Using DataFlow Provenance Tools
Also available as:
PDF

Potential Issues

  • Switching between unencrypted and encrypted repositories

    • If a user has an existing repository (WriteAheadProvenanceRepository only - not PersistentProvenanceRepository) that is not encrypted and switches their configuration to use an encrypted repository, the application writes an error to the log but starts up. However, previous events are not accessible through the provenance query interface and new events will overwrite the existing events. The same behavior occurs if a user switches from an encrypted repository to an unencrypted repository. Automatic roll-over is a future effort (https://issues.apache.org/jira/browse/NIFI-3722) but NiFi is not intended for long-term storage of provenance events so the impact should be minimal. There are two scenarios for roll-over:

      • Encrypted → unencrypted - if the previous repository implementation was encrypted, these events should be handled seamlessly as long as the key provider available still has the keys used to encrypt the events (see Key Rotation)

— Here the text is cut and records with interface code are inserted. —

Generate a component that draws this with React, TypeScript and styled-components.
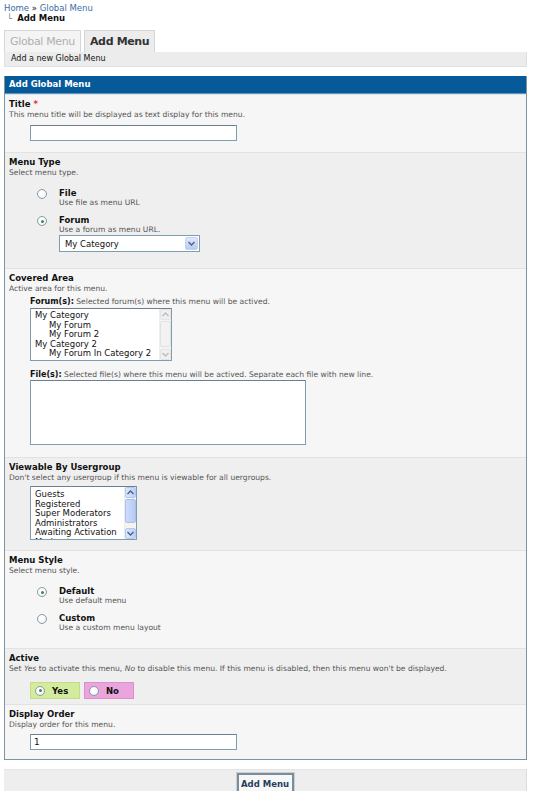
import React from "react"
import styled, { createGlobalStyle, css } from "styled-components"

const Global = createGlobalStyle`
    html, body {
        margin: 0;
        padding: 0;
        background: #fff;
    }
    body {
        font-family: "DejaVu Sans", Verdana, sans-serif;
        color: #111;
    }
`

const Page = styled.div`
    width: 523px;
    padding: 3px 0 0 4px;
`

const Crumbs = styled.div`
    font-size: 8.5px;
    line-height: 10px;

    a {
        color: #3a6ea8;
        text-decoration: none;
    }
`

const CrumbCurrent = styled.div`
    font-size: 8.5px;
    line-height: 10px;
    font-weight: bold;
    padding-left: 3px;
    color: #111;

    span {
        font-weight: normal;
        color: #777;
        margin-right: 5px;
    }
`

const Tabs = styled.div`
    display: flex;
    gap: 3px;
    margin-top: 7px;
    height: 22px;
`

const Tab = styled.div<{ $active?: boolean }>`
    display: flex;
    align-items: center;
    padding: 0 5px;
    font-size: 11px;
    letter-spacing: -0.35px;
    border: 1px solid #d6d6d6;
    border-bottom: none;
    background: #f4f4f4;
    color: #b0b0b0;

    ${p => p.$active && css`
        background: #ececec;
        color: #333;
        font-weight: bold;
    `}
`

const TabDesc = styled.div`
    height: 14px;
    line-height: 14px;
    font-size: 8px;
    padding-left: 6px;
    background: #ececec;
    border: 1px solid #e0e0e0;
    border-top: none;
    color: #111;
`

const Form = styled.div`
    margin-top: 9px;
    border: 1px solid #7b95a5;
    border-top: none;
`

const FormHead = styled.div`
    height: 17px;
    line-height: 17px;
    background: #075a9a;
    border-bottom: 1px solid #5d94c4;
    color: #fff;
    font-size: 8.5px;
    font-weight: bold;
    padding-left: 4px;
`

const Row = styled.div<{ $alt?: boolean; $h: number }>`
    box-sizing: border-box;
    min-height: ${p => p.$h}px;
    padding: 4px 4px 0 4px;
    background: ${p => (p.$alt ? "#efefef" : "#f6f6f6")};
    border-top: 1px solid #e2e2e2;
`

const Label = styled.div`
    font-size: 8.5px;
    line-height: 11px;
    font-weight: bold;
    color: #111;

    em {
        font-style: normal;
        color: #d33;
        margin-left: 3px;
    }
`

const Desc = styled.div`
    font-size: 7.6px;
    line-height: 9px;
    color: #555;
    white-space: nowrap;

    i {
        font-style: italic;
    }
`

const Indent = styled.div<{ $top?: number }>`
    margin-left: 21px;
    margin-top: ${p => p.$top ?? 0}px;
`

const Input = styled.div<{ $w: number }>`
    box-sizing: border-box;
    width: ${p => p.$w}px;
    height: 16px;
    background: #fff;
    border: 1px solid #7f9db0;
    border-top-color: #6d7f8c;
    font-size: 9px;
    line-height: 14px;
    padding-left: 3px;
`

const TextArea = styled.div`
    box-sizing: border-box;
    width: 276px;
    height: 65px;
    background: #fff;
    border: 1px solid #7f9db0;
    border-top-color: #6d7f8c;
`

const Options = styled.div<{ $top: number }>`
    display: flex;
    flex-direction: column;
    gap: 8px;
    margin: ${p => p.$top}px 0 0 28px;
`

const Option = styled.div`
    display: grid;
    grid-template-columns: 10px 1fr;
    column-gap: 12px;
    align-items: start;
`

const Radio = styled.span<{ $on?: boolean }>`
    box-sizing: border-box;
    display: inline-block;
    width: 10px;
    height: 10px;
    margin-top: 1px;
    border-radius: 50%;
    border: 1px solid #8a9aa8;
    background: radial-gradient(circle at 40% 40%, #fff 30%, #e6e9ec 100%);
    position: relative;

    ${p => p.$on && css`
        &::after {
            content: "";
            position: absolute;
            left: 2.5px;
            top: 2.5px;
            width: 3px;
            height: 3px;
            border-radius: 50%;
            background: #3d8a4a;
        }
    `}
`

const OptTitle = styled.div`
    font-size: 8.5px;
    line-height: 10px;
    font-weight: bold;
`

const Select = styled.div`
    box-sizing: border-box;
    display: flex;
    align-items: center;
    justify-content: space-between;
    width: 141px;
    height: 17px;
    margin-top: 1px;
    background: #fff;
    border: 1px solid #7f9db0;
    font-size: 8.5px;
    padding: 0 1px 0 5px;
`

const ArrowBtn = styled.span`
    display: flex;
    align-items: center;
    justify-content: center;
    width: 13px;
    height: 13px;
    background: linear-gradient(#dfe8fb, #b8cbf2);
    border: 1px solid #c3d3f6;
    box-sizing: border-box;
    border-radius: 2px;
`

const ListBox = styled.div<{ $w: number; $h: number }>`
    box-sizing: border-box;
    display: flex;
    width: ${p => p.$w}px;
    height: ${p => p.$h}px;
    margin-top: 1px;
    background: #fff;
    border: 1px solid #7f9db0;
    border-top-color: #6d7f8c;
    overflow: hidden;
`

const ListItems = styled.div<{ $top?: number }>`
    flex: 1;
    padding: ${p => p.$top ?? 2}px 0 0 4px;
    font-size: 8.5px;
    line-height: 9.6px;
    color: #111;
    white-space: nowrap;
    overflow: hidden;
`

const ListItem = styled.div<{ $sub?: boolean }>`
    padding-left: ${p => (p.$sub ? 14 : 0)}px;
`

const ScrollBar = styled.div<{ $blue?: boolean }>`
    display: flex;
    flex-direction: column;
    width: 11px;
    background: #f4f4f0;
    border-left: 1px solid #eee;

    span {
        display: flex;
        align-items: center;
        justify-content: center;
        height: 11px;
        box-sizing: border-box;
        border: 1px solid ${p => (p.$blue ? "#b4c8f2" : "#e4e4e4")};
        background: ${p => (p.$blue ? "linear-gradient(90deg,#dbe6fc,#bdd0f7)" : "#f0f0f0")};
        border-radius: 2px;
    }
`

const Thumb = styled.div<{ $blue?: boolean; $h: number }>`
    height: ${p => p.$h}px;
    margin: 1px 0;
    box-sizing: border-box;
    border: 1px solid ${p => (p.$blue ? "#a9c0ef" : "#e2e2e2")};
    background: ${p => (p.$blue ? "linear-gradient(90deg,#cfdcfa,#b6cbf5)" : "#f2f2f2")};
    border-radius: 2px;
`

const Track = styled.div`
    flex: 1;
`

const SubLabel = styled.div<{ $top?: number }>`
    margin-top: ${p => p.$top ?? 0}px;
    font-size: 7.6px;
    line-height: 10px;
    color: #555;
    white-space: nowrap;

    b {
        font-size: 8px;
        color: #111;
    }
`

const YesNo = styled.div`
    display: flex;
    gap: 4px;
    margin: 9px 0 0 21px;
`

const Choice = styled.div<{ $bg: string; $bd: string }>`
    box-sizing: border-box;
    display: flex;
    align-items: center;
    gap: 7px;
    width: 50px;
    height: 17px;
    padding-left: 4px;
    background: ${p => p.$bg};
    border: 1px solid ${p => p.$bd};
    font-size: 8.5px;
    font-weight: bold;

    ${Radio} {
        margin-top: 0;
    }
`

const Footer = styled.div`
    display: flex;
    justify-content: center;
    margin-top: 9px;
    padding: 3px 0 0;
    height: 22px;
    box-sizing: border-box;
    background: #eeeeee;
    border-top: 1px solid #e4e4e4;
    border-right: 1px solid #dcdcdc;
`

const Button = styled.div`
    box-sizing: border-box;
    height: 21px;
    width: 57px;
    display: flex;
    align-items: center;
    justify-content: center;
    background: #f7f7f7;
    border: 2px solid #7d8d98;
    outline: 1px solid #c7d0d6;
    font-size: 8.5px;
    font-weight: bold;
    color: #1e3e5c;
`

const Down = ({ c = "#4d6185" }: { c?: string }) => (
    <svg width="7" height="5" viewBox="0 0 7 5">
        <path d="M0.5 1 L3.5 4 L6.5 1" fill="none" stroke={c} strokeWidth="1.4" />
    </svg>
)

const Up = ({ c = "#4d6185" }: { c?: string }) => (
    <svg width="7" height="5" viewBox="0 0 7 5">
        <path d="M0.5 4 L3.5 1 L6.5 4" fill="none" stroke={c} strokeWidth="1.4" />
    </svg>
)

const forums = [
    { t: "My Category" },
    { t: "My Forum", sub: true },
    { t: "My Forum 2", sub: true },
    { t: "My Category 2" },
    { t: "My Forum In Category 2", sub: true },
]

const groups = ["Guests", "Registered", "Super Moderators", "Administrators", "Awaiting Activation", "Moderators"]

export default function App() {
    return (
        <Page>
            <Global />
            <Crumbs>
                <a href="#">Home</a> » <a href="#">Global Menu</a>
            </Crumbs>
            <CrumbCurrent>
                <span>└</span>Add Menu
            </CrumbCurrent>

            <Tabs>
                <Tab>Global Menu</Tab>
                <Tab $active>Add Menu</Tab>
            </Tabs>
            <TabDesc>Add a new Global Menu</TabDesc>

            <Form>
                <FormHead>Add Global Menu</FormHead>

                <Row $h={58}>
                    <Label>Title<em>*</em></Label>
                    <Desc>This menu title will be displayed as text display for this menu.</Desc>
                    <Indent $top={6}>
                        <Input $w={207} />
                    </Indent>
                </Row>

                <Row $alt $h={116}>
                    <Label>Menu Type</Label>
                    <Desc>Select menu type.</Desc>
                    <Options $top={11}>
                        <Option>
                            <Radio />
                            <div>
                                <OptTitle>File</OptTitle>
                                <Desc>Use file as menu URL</Desc>
                            </div>
                        </Option>
                        <Option>
                            <Radio $on />
                            <div>
                                <OptTitle>Forum</OptTitle>
                                <Desc>Use a forum as menu URL.</Desc>
                                <Select>
                                    My Category
                                    <ArrowBtn><Down /></ArrowBtn>
                                </Select>
                            </div>
                        </Option>
                    </Options>
                </Row>

                <Row $h={189}>
                    <Label>Covered Area</Label>
                    <Desc>Active area for this menu.</Desc>
                    <Indent $top={4}>
                        <SubLabel><b>Forum(s):</b> Selected forum(s) where this menu will be actived.</SubLabel>
                        <ListBox $w={142} $h={53}>
                            <ListItems>
                                {forums.map(f => (
                                    <ListItem key={f.t} $sub={f.sub}>{f.t}</ListItem>
                                ))}
                            </ListItems>
                            <ScrollBar>
                                <span><Up c="#bbb" /></span>
                                <Thumb $h={26} />
                                <Track />
                                <span><Down c="#bbb" /></span>
                            </ScrollBar>
                        </ListBox>
                        <SubLabel $top={9}>
                            <b>File(s):</b> Selected file(s) where this menu will be actived. Separate each file with new line.
                        </SubLabel>
                        <TextArea />
                    </Indent>
                </Row>

                <Row $alt $h={93}>
                    <Label>Viewable By Usergroup</Label>
                    <Desc>Don't select any usergroup if this menu is viewable for all uergroups.</Desc>
                    <Indent $top={4}>
                        <ListBox $w={107} $h={54}>
                            <ListItems $top={3}>
                                {groups.map(g => (
                                    <ListItem key={g}>{g}</ListItem>
                                ))}
                            </ListItems>
                            <ScrollBar $blue>
                                <span><Up /></span>
                                <Thumb $blue $h={24} />
                                <Track />
                                <span><Down /></span>
                            </ScrollBar>
                        </ListBox>
                    </Indent>
                </Row>

                <Row $h={98}>
                    <Label>Menu Style</Label>
                    <Desc>Select menu style.</Desc>
                    <Options $top={11}>
                        <Option>
                            <Radio $on />
                            <div>
                                <OptTitle>Default</OptTitle>
                                <Desc>Use default menu</Desc>
                            </div>
                        </Option>
                        <Option>
                            <Radio />
                            <div>
                                <OptTitle>Custom</OptTitle>
                                <Desc>Use a custom menu layout</Desc>
                            </div>
                        </Option>
                    </Options>
                </Row>

                <Row $alt $h={56}>
                    <Label>Active</Label>
                    <Desc>
                        Set <i>Yes</i> to activate this menu, <i>No</i> to disable this menu. If this menu is disabled, then this menu won't be displayed.
                    </Desc>
                    <YesNo>
                        <Choice $bg="#d3eb9c" $bd="#c2dc8a">
                            <Radio $on />Yes
                        </Choice>
                        <Choice $bg="#e9a5dc" $bd="#d990cc">
                            <Radio />No
                        </Choice>
                    </YesNo>
                </Row>

                <Row $h={55}>
                    <Label>Display Order</Label>
                    <Desc>Display order for this menu.</Desc>
                    <Indent $top={5}>
                        <Input $w={207}>1</Input>
                    </Indent>
                </Row>
            </Form>

            <Footer>
                <Button>Add Menu</Button>
            </Footer>
        </Page>
    )
}
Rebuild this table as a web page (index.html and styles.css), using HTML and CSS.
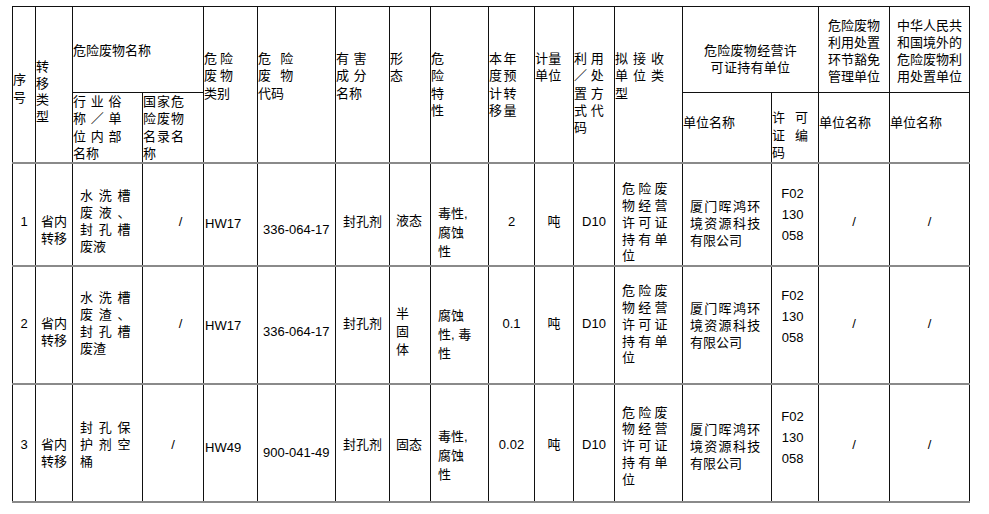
FILE: index.html
```html
<!DOCTYPE html>
<html lang="zh-CN">
<head>
<meta charset="utf-8">
<title>危险废物转移计划</title>
<link rel="stylesheet" href="styles.css">
</head>
<body>
<table class="waste-table">
  <colgroup>
    <col><col><col><col><col><col><col><col><col><col><col><col><col><col><col><col><col>
  </colgroup>
  <thead>
    <tr class="head-a">
      <th rowspan="2" class="h-seq">序<br>号</th>
      <th rowspan="2" class="h-type">转<br>移<br>类<br>型</th>
      <th colspan="2" class="h-name">危险废物名称</th>
      <th rowspan="2" class="h-col sp-cat">危险<br>废物<br><span class="last">类别</span></th>
      <th rowspan="2" class="h-col sp-code">危险<br>废物<br><span class="last">代码</span></th>
      <th rowspan="2" class="h-col sp-agent">有害<br>成分<br><span class="last">名称</span></th>
      <th rowspan="2" class="h-col">形<br>态</th>
      <th rowspan="2" class="h-col">危<br>险<br>特<br>性</th>
      <th rowspan="2" class="h-col sp-qty">本年<br>度预<br>计转<br>移量</th>
      <th rowspan="2" class="h-col sp-unit">计量<br>单位</th>
      <th rowspan="2" class="h-col sp-method">利用<br>／处<br>置方<br>式代<br>码</th>
      <th rowspan="2" class="h-col sp-recv">拟接收<br>单位类<br>型</th>
      <th colspan="2" class="h-permit">危险废物经营许<br>可证持有单位</th>
      <th class="h-center">危险废物<br>利用处置<br>环节豁免<br>管理单位</th>
      <th class="h-center">中华人民共<br>和国境外的<br>危险废物利<br>用处置单位</th>
    </tr>
    <tr class="head-b">
      <th class="h-sub sp-local">行业俗<br>称／单<br>位内部<br><span class="last">名称</span></th>
      <th class="h-sub sp-national">国家危<br>险废物<br>名录名<br>称</th>
      <th class="h-unitname">单位名称</th>
      <th class="h-sub2 sp-permit">许可<br>证编<br>码</th>
      <th class="h-unitname">单位名称</th>
      <th class="h-unitname">单位名称</th>
    </tr>
  </thead>
  <tbody>
    <tr class="r1">
      <td class="center">1</td>
      <td class="transfer">省内<br>转移</td>
      <td class="name">水洗槽<br>废液、<br>封孔槽<br><span class="last">废液</span></td>
      <td class="slash off">/</td>
      <td class="hw">HW17</td>
      <td class="code">336-064-17</td>
      <td class="agent">封孔剂</td>
      <td class="form">液态</td>
      <td class="hazard">毒性,<br>腐蚀<br>性</td>
      <td class="center">2</td>
      <td class="center">吨</td>
      <td class="center">D10</td>
      <td class="holder">危险废<br>物经营<br>许可证<br>持有单<br>位</td>
      <td class="company">厦门晖鸿环<br>境资源科技<br><span class="last">有限公司</span></td>
      <td class="permit-no">F02<br>130<br>058</td>
      <td class="center">/</td>
      <td class="center">/</td>
    </tr>
    <tr class="r2">
      <td class="center">2</td>
      <td class="transfer">省内<br>转移</td>
      <td class="name">水洗槽<br>废渣、<br>封孔槽<br><span class="last">废渣</span></td>
      <td class="slash off">/</td>
      <td class="hw">HW17</td>
      <td class="code">336-064-17</td>
      <td class="agent">封孔剂</td>
      <td class="form semi">半<br>固<br>体</td>
      <td class="hazard">腐蚀<br>性, 毒<br>性</td>
      <td class="center">0.1</td>
      <td class="center">吨</td>
      <td class="center">D10</td>
      <td class="holder">危险废<br>物经营<br>许可证<br>持有单<br>位</td>
      <td class="company">厦门晖鸿环<br>境资源科技<br><span class="last">有限公司</span></td>
      <td class="permit-no">F02<br>130<br>058</td>
      <td class="center">/</td>
      <td class="center">/</td>
    </tr>
    <tr class="r3">
      <td class="center">3</td>
      <td class="transfer">省内<br>转移</td>
      <td class="name">封孔保<br>护剂空<br>桶</td>
      <td class="slash">/</td>
      <td class="hw">HW49</td>
      <td class="code">900-041-49</td>
      <td class="agent">封孔剂</td>
      <td class="form">固态</td>
      <td class="hazard">毒性,<br>腐蚀<br>性</td>
      <td class="center">0.02</td>
      <td class="center">吨</td>
      <td class="center">D10</td>
      <td class="holder">危险废<br>物经营<br>许可证<br>持有单<br>位</td>
      <td class="company">厦门晖鸿环<br>境资源科技<br><span class="last">有限公司</span></td>
      <td class="permit-no">F02<br>130<br>058</td>
      <td class="center">/</td>
      <td class="center">/</td>
    </tr>
  </tbody>
</table>
</body>
</html>
```

FILE: styles.css
```css
html, body {
  margin: 0;
  background: #fff;
}

body {
  padding: 6px 0 0 12px;
  font-family: "Liberation Sans", "Noto Sans CJK SC", sans-serif;
  font-size: 13px;
  color: #000;
}

.waste-table {
  border-collapse: collapse;
  table-layout: fixed;
  width: 958px;
}

.waste-table col:nth-child(1)  { width: 23px; }
.waste-table col:nth-child(2)  { width: 37px; }
.waste-table col:nth-child(3)  { width: 70px; }
.waste-table col:nth-child(4)  { width: 61px; }
.waste-table col:nth-child(5)  { width: 54px; }
.waste-table col:nth-child(6)  { width: 78px; }
.waste-table col:nth-child(7)  { width: 54px; }
.waste-table col:nth-child(8)  { width: 41px; }
.waste-table col:nth-child(9)  { width: 58px; }
.waste-table col:nth-child(10) { width: 46px; }
.waste-table col:nth-child(11) { width: 39px; }
.waste-table col:nth-child(12) { width: 41px; }
.waste-table col:nth-child(13) { width: 68px; }
.waste-table col:nth-child(14) { width: 89px; }
.waste-table col:nth-child(15) { width: 47px; }
.waste-table col:nth-child(16) { width: 71px; }
.waste-table col:nth-child(17) { width: 80px; }

.waste-table th,
.waste-table td {
  border: 1px solid #111;
  padding: 0;
  font-weight: normal;
  text-align: left;
  white-space: nowrap;
}

/* ---------- header ---------- */
.waste-table th {
  vertical-align: top;
  line-height: 17.3px;
}

.head-a { height: 86px; }
.head-b { height: 70px; }

.h-seq  { padding-top: 64px !important; line-height: 18px !important; }
.h-type { padding-top: 52px !important; line-height: 16.7px !important; }
.h-name { padding-top: 35px !important; }
.h-col  { padding-top: 43px !important; }
.h-permit {
  padding-top: 36px !important;
  line-height: 16.5px !important;
  text-align: center !important;
  letter-spacing: 0.3px;
}
.h-center {
  padding-top: 9.5px !important;
  line-height: 17px !important;
  text-align: center !important;
}
.h-unitname { padding-top: 21px !important; }
.h-sub2 { padding-top: 16.4px !important; line-height: 17.5px !important; }

.sp-cat      { letter-spacing: 3px; }
.sp-code     { letter-spacing: 9.3px; }
.sp-agent    { letter-spacing: 4.6px; }
.sp-qty      { letter-spacing: 1.6px; }
.sp-unit     { letter-spacing: 0.3px; }
.sp-method   { letter-spacing: 3.7px; }
.sp-recv     { letter-spacing: 5px; }
.sp-local    { letter-spacing: 4.7px; }
.sp-national { letter-spacing: 1px; }
.sp-permit   { letter-spacing: 10px; }

.last { letter-spacing: 0; }

/* ---------- body ---------- */
.waste-table tbody td {
  vertical-align: middle;
  line-height: 17px;
  border-top: 2px solid #8a8a8a;
  border-bottom: 2px solid #8a8a8a;
  --col-pt: 0px;
  --col-pb: 0px;
  padding-top: calc(var(--row-pt, 0px) + var(--col-pt));
  padding-bottom: calc(var(--row-pb, 0px) + var(--col-pb));
}

.r1 { height: 103px; --row-pt: 13px; }
.r2 { height: 118px; --row-pb: 4px; }
.r3 { height: 118px; --row-pt: 3px; }

.waste-table .center   { text-align: center; }
.waste-table .transfer { text-align: center; --col-pt: 17px; }
.waste-table .name     { padding-left: 7px; letter-spacing: 5.7px; line-height: 17.3px; }
.waste-table .slash    { text-align: center; }
.waste-table .slash.off { padding-left: 15px; }
.waste-table .hw       { padding-left: 1px; --col-pt: 5px; }
.waste-table .code     { padding-left: 5px; --col-pt: 16px; }
.waste-table .agent    { padding-left: 7px; }
.waste-table .form     { padding-left: 6px; line-height: 18px; }
.waste-table .form.semi { --col-pt: 17px; }
.waste-table .hazard   { padding-left: 7px; line-height: 19px; --col-pt: 22px; }
.waste-table .holder   { padding-left: 7px; letter-spacing: 3.3px; line-height: 16.8px; --col-pt: 4px; }
.waste-table .company  { padding-left: 7px; letter-spacing: 1.3px; --col-pt: 4px; }
.waste-table .permit-no {
  text-align: center;
  padding-right: 5px;
  line-height: 21px;
  --col-pb: 14px;
}
```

      • Unencrypted → encrypted - if the previous repository implementation was unencrypted, these events should be handled seamlessly as the previously recorded events simply need to be read with a plaintext schema record reader and then written back with the encrypted record writer

    • There is also a future effort to provide a standalone tool in NiFi Toolkit to encrypt/decrypt an existing provenance repository to make the transition easier. The translation process could take a long time depending on the size of the existing repository, and being able to perform this task outside of application startup would be valuable (https://issues.apache.org/jira/browse/NIFI-3723).

  • Multiple repositories - No additional effort or testing has been applied to multiple repositories at this time. It is possible/likely issues will occur with repositories on different physical devices. There is no option to provide a heterogenous environment (i.e. one encrypted, one plaintext repository).

  • Corruption - when a disk is filled or corrupted, there have been reported issues with the repository becoming corrupted and recovery steps are necessary. This is likely to continue to be an issue with the encrypted repository, although still limited in scope to individual records (i.e. an entire repository file won't be irrecoverable due to the encryption).